The Free Offer That Opens the Enterprise Door

The framework underneath Planoverse’s early enterprise sales strategy for startups is something every B2B founder should pressure-test against their own situation.

If you’re thinking about how to get enterprise clients, this framework is a useful starting point.

The real question to answer here are these: 

  • What free offer can I make that does real work, 
  • Requires real commitment from the buyer, and 
  • Lets them experience the value of what I’m building before any money changes hands?

For Planoverse, that was the workshop: a structured, half-hour, monthly session combining a live demo with a genuine co-design conversation. Low commitment for the buyer, and high value in both directions.

Your version will look different. But the logic holds across almost any enterprise B2B context. Make the value real before the contract is signed. Design it so that saying yes to the free offer is a small step, and saying yes to the paid engagement feels like the obvious next move.

That’s closing the trust gap with precision.

Howjer Gu is the founder of Planoverse, a retail space intelligence platform helping retailers plan, optimize, and activate their physical store environments. If you’re in the enterprise retail space or building technology that integrates with in-store infrastructure (computer vision, digital shelf labels, in-store media), reach out to Howjer directly at planoverse.com.au/contact-us.

If this piece made you think differently about how you’re opening enterprise conversations, I’d love to talk. A free strategy call is a good place to start: Book yours here.

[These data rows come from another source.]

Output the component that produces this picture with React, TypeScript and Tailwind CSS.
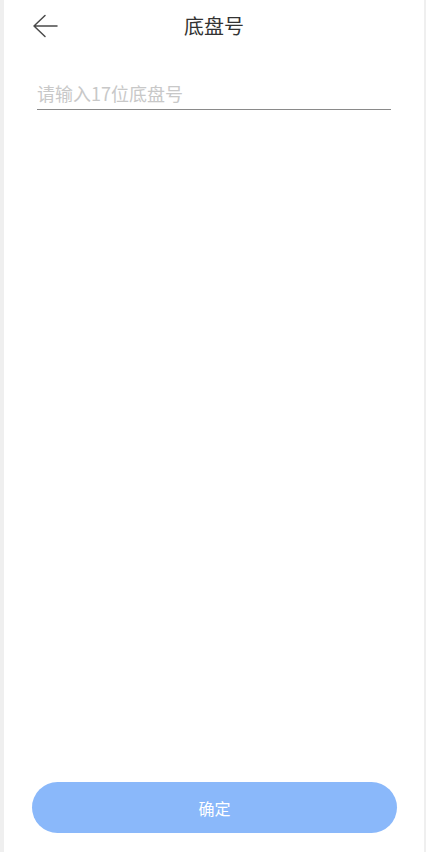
import React, { useState } from "react";

export default function App() {
  const [vin, setVin] = useState("");

  return (
    <div
      className="flex min-h-[852px] bg-[#efefef] pl-[4px] pr-[2px]"
      style={{ fontFamily: '"Noto Sans CJK SC", "Noto Sans", sans-serif' }}
    >
      <div className="flex min-h-[852px] w-full flex-col bg-white">
        <div className="relative flex h-[52px] items-center justify-center">
          <button className="absolute left-[27px] top-[12px] flex h-[28px] w-[28px] items-center justify-center">
            <svg width="26" height="24" viewBox="0 0 26 24" fill="none">
              <path
                d="M13 1.5 L2 12 L13 22.5 M2 12 H25"
                stroke="#4a4a4a"
                strokeWidth="1.5"
                strokeLinecap="round"
                strokeLinejoin="round"
              />
            </svg>
          </button>
          <h1 className="text-[20px] font-normal text-[#333333]">底盘号</h1>
        </div>

        <div className="mt-[24px] pl-[33px] pr-[33px]">
          <input
            value={vin}
            onChange={(e) => setVin(e.target.value)}
            placeholder="请输入17位底盘号"
            className="h-[34px] w-full border-b-[1.5px] border-[#8a8a8a] text-[18px] text-[#333] outline-none placeholder:text-[#c8c8c8]"
          />
        </div>

        <div className="flex-1" />

        <div className="pb-[19px] pl-[28px] pr-[27px]">
          <button className="flex h-[51px] w-full items-center justify-center rounded-full bg-[#8ab8fa] text-[16px] text-white">
            确定
          </button>
        </div>
      </div>
    </div>
  );
}
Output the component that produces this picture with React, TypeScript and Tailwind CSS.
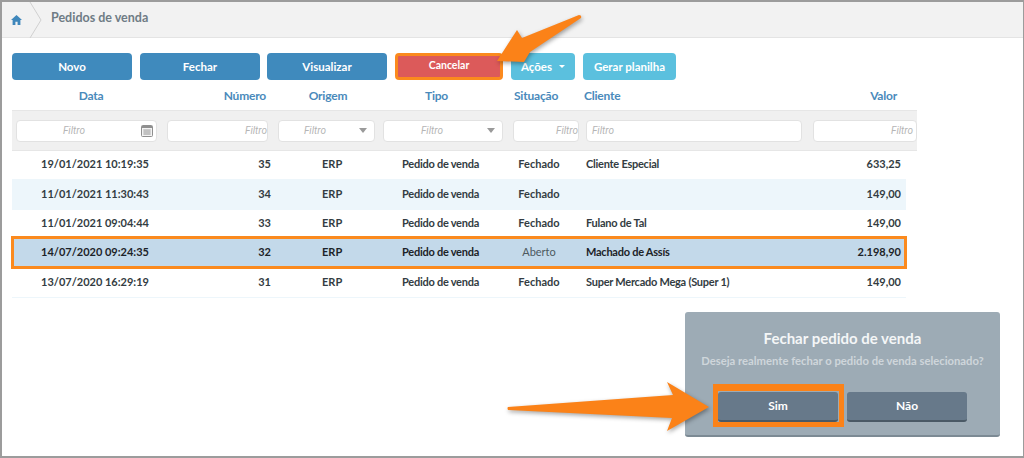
const UI = "font-['Lato',sans-serif]";

const COLS = "grid grid-cols-[150px_111px_106px_129px_74px_226px_109px]";

const ROWS = [
  { date: "19/01/2021 10:19:35", num: "35", status: "Fechado", client: "Cliente Especial", value: "633,25", h: "h-[28px]", bg: "bg-white" },
  { date: "11/01/2021 11:30:43", num: "34", status: "Fechado", client: "", value: "149,00", h: "h-[31px]", bg: "bg-[#edf6fb]" },
  { date: "11/01/2021 09:04:44", num: "33", status: "Fechado", client: "Fulano de Tal", value: "149,00", h: "h-[27px]", bg: "bg-white" },
  { date: "14/07/2020 09:24:35", num: "32", status: "Aberto", client: "Machado de Assís", value: "2.198,90", h: "h-[31px]", bg: "bg-[#c3d9ea]", selected: true },
  { date: "13/07/2020 16:29:19", num: "31", status: "Fechado", client: "Super Mercado Mega (Super 1)", value: "149,00", h: "h-[29px]", bg: "bg-white" },
];

function Filter({ align, caret, calendar }: { align: string; caret?: boolean; calendar?: boolean }) {
  return (
    <div className={`h-[22px] bg-white border border-[#e2e2e2] rounded-[4px] flex items-center font-['Roboto',sans-serif] text-[10px] italic text-[#b5b5b5] ${align}`}>
      <span>Filtro</span>
      {caret && (
        <svg className="absolute right-[8px]" width="8" height="5" viewBox="0 0 8 5">
          <path d="M0 0h8L4 5z" fill="#9a9a9a" />
        </svg>
      )}
      {calendar && (
        <svg className="absolute right-[4px]" width="12" height="12" viewBox="0 0 12 12">
          <rect x="0.5" y="0.5" width="11" height="11" rx="1" fill="#f3f3f3" stroke="#8f8f8f" />
          <rect x="1" y="1" width="10" height="2" fill="#8f8f8f" />
          <path d="M2 5h8M2 7h8M2 9h8M4 4.5v5.5M6 4.5v5.5M8 4.5v5.5" stroke="#a5a5a5" strokeWidth="0.8" />
        </svg>
      )}
    </div>
  );
}

function Button({ label, className, children }: { label: string; className: string; children?: React.ReactNode }) {
  return (
    <button className={`h-[27px] rounded-[4px] text-white font-bold flex items-center justify-center ${className}`}>
      {label}
      {children}
    </button>
  );
}

export default function App() {
  return (
    <div className={`relative w-[1024px] h-[458px] overflow-hidden bg-white border-2 border-r border-[#9c9c9c] ${UI}`}>
      {/* breadcrumb */}
      <div className="h-[36px] bg-[#f2f2f2] border-b border-[#e4e4e4] flex items-center">
        <svg className="ml-[9px]" width="11" height="10" viewBox="0 0 11 10">
          <path d="M5.5 0L11 5H9.4v5H6.6V6.8H4.4V10H1.6V5H0z" fill="#3f87bb" />
        </svg>
        <svg className="ml-[7px]" width="13" height="36" viewBox="0 0 13 36">
          <path d="M1 0l11 18L1 36" fill="none" stroke="#d0d0d0" />
        </svg>
        <span className="ml-[9px] mb-[2px] text-[12.5px] font-bold text-[#6f7c85]">Pedidos de venda</span>
      </div>

      <div className="pl-[10px] pt-[15px]">
        {/* toolbar */}
        <div className="flex text-[11.5px]">
          <Button label="Novo" className="w-[120px] bg-[#3f8abd]" />
          <Button label="Fechar" className="w-[120px] ml-[8px] bg-[#3f8abd]" />
          <Button label="Visualizar" className="w-[120px] ml-[7px] bg-[#3f8abd]" />
          <Button label="Cancelar" className="w-[108px] ml-[8px] pb-[1px] text-[10.5px] bg-[#dc5a5a] border-[3px] border-[#fb8a1e] rounded-[2px]" />
          <Button label="Ações" className="w-[64px] ml-[8px] bg-[#5bc0de]">
            <svg className="ml-[7px]" width="6" height="3" viewBox="0 0 6 3">
              <path d="M0 0h6L3 3z" fill="#fff" />
            </svg>
          </Button>
          <Button label="Gerar planilha" className="w-[93px] ml-[8px] bg-[#5bc0de]" />
        </div>

        {/* headings */}
        <div className={`${COLS} w-[905px] h-[30px] pt-[2px] items-center text-[12px] tracking-[-0.2px] font-bold text-[#4a8abb]`}>
          <span className="text-center pl-[8px]">Data</span>
          <span className="text-right pr-[7px]">Número</span>
          <span className="text-center pl-[4px]">Origem</span>
          <span className="text-center pr-[14px]">Tipo</span>
          <span className="text-left pl-[6px]">Situação</span>
          <span className="text-left pl-[2px]">Cliente</span>
          <span className="text-right pr-[20px]">Valor</span>
        </div>

        {/* filters */}
        <div className={`${COLS} w-[905px] h-[41px] items-center bg-[#f0f0f0] border-y border-[#e6e6e6]`}>
          <div className="relative ml-[4px] mr-[5px]"><Filter align="pl-[46px]" calendar /></div>
          <div className="relative ml-[5px] mr-[5px]"><Filter align="justify-end" /></div>
          <div className="relative ml-[5px] mr-[4px]"><Filter align="pl-[25px]" caret /></div>
          <div className="relative ml-[4px] mr-[5px]"><Filter align="pl-[37px]" caret /></div>
          <div className="relative ml-[5px] mr-[3px]"><Filter align="justify-end" /></div>
          <div className="relative ml-[4px] mr-[6px]"><Filter align="pl-[5px]" /></div>
          <div className="relative ml-[5px]"><Filter align="justify-end pr-[3px]" /></div>
        </div>

        {/* rows */}
        <div className="w-[894px] text-[11px] font-bold text-[#333c42]">
          {ROWS.map((row) => (
            <div
              key={row.num}
              className={`${COLS} items-center pb-[1px] ${row.h} ${row.bg} ${row.selected ? "outline-[3px] outline-offset-[-2px] outline-[#fb8a1e] text-[#1c2328] relative" : ""}`}
            >
              <span className="pl-[29px]">{row.date}</span>
              <span className="text-right pr-[2px]">{row.num}</span>
              <span className="pl-[49px]">ERP</span>
              <span className="pl-[23px] tracking-[-0.25px]">Pedido de venda</span>
              <span className={`text-center pr-[12px] ${row.selected ? "text-[#4d5960] font-normal" : ""}`}>{row.status}</span>
              <span className="pl-[4px] tracking-[-0.25px]">{row.client}</span>
              <span className="text-right pr-[16px]">{row.value}</span>
            </div>
          ))}
          <div className="h-px bg-[#edf6fb]" />
        </div>
      </div>

      {/* confirm dialog */}
      <div className="absolute left-[683px] top-[310px] w-[315px] h-[125px] bg-[#9dabb5] rounded-[3px] border-b-2 border-[#7c8a94] flex flex-col items-center">
        <h2 className="mt-[16px] text-[15px] font-bold text-[#f4f6f7] leading-[20px]">Fechar pedido de venda</h2>
        <p className="mt-[6px] text-[11.25px] font-bold text-[#cfd6db] leading-[14px]">Deseja realmente fechar o pedido de venda selecionado?</p>
        <div className="mt-[16px] ml-[28px] flex items-start self-start">
          <div className="w-[131px] h-[43px] border-[5px] border-t-[7px] border-[#fb8218] pt-[1px]">
            <button className="w-[120px] h-[30px] rounded-[3px] bg-[#67798a] border-b-2 border-[#4a5965] text-white text-[12px] font-bold">Sim</button>
          </div>
          <button className="ml-[3px] mt-[8px] w-[120px] h-[30px] rounded-[3px] bg-[#67798a] border-b-2 border-[#4a5965] text-white text-[12px] font-bold">Não</button>
        </div>
      </div>

      {/* callout arrows */}
      <svg className="absolute -left-[2px] -top-[2px] drop-shadow-[1px_2px_2px_rgba(0,0,0,0.35)]" width="1024" height="458" viewBox="0 0 1024 458">
        <path d="M497 61L517 30L522 38L579 15Q582 15 581 18L530 52L524 62Z" fill="#fb8218" />
        <path d="M508 407L673 395L667 382L709 407L667 431L672 418L508 410Q507 408 508 407Z" fill="#fb8218" />
      </svg>
    </div>
  );
}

P.S. The moment that stuck with me from my conversation with Howjer was this: he said the best salespeople aren’t the loudest ones. They’re the ones who sell in a way that fits their personality. A quieter founder is at an advantage in enterprise sales if they build a process that plays to their strengths. The workshop model is exactly that kind of process. It asks you to be truly curious about the buyer’s problem, and that’s a skill that transfers.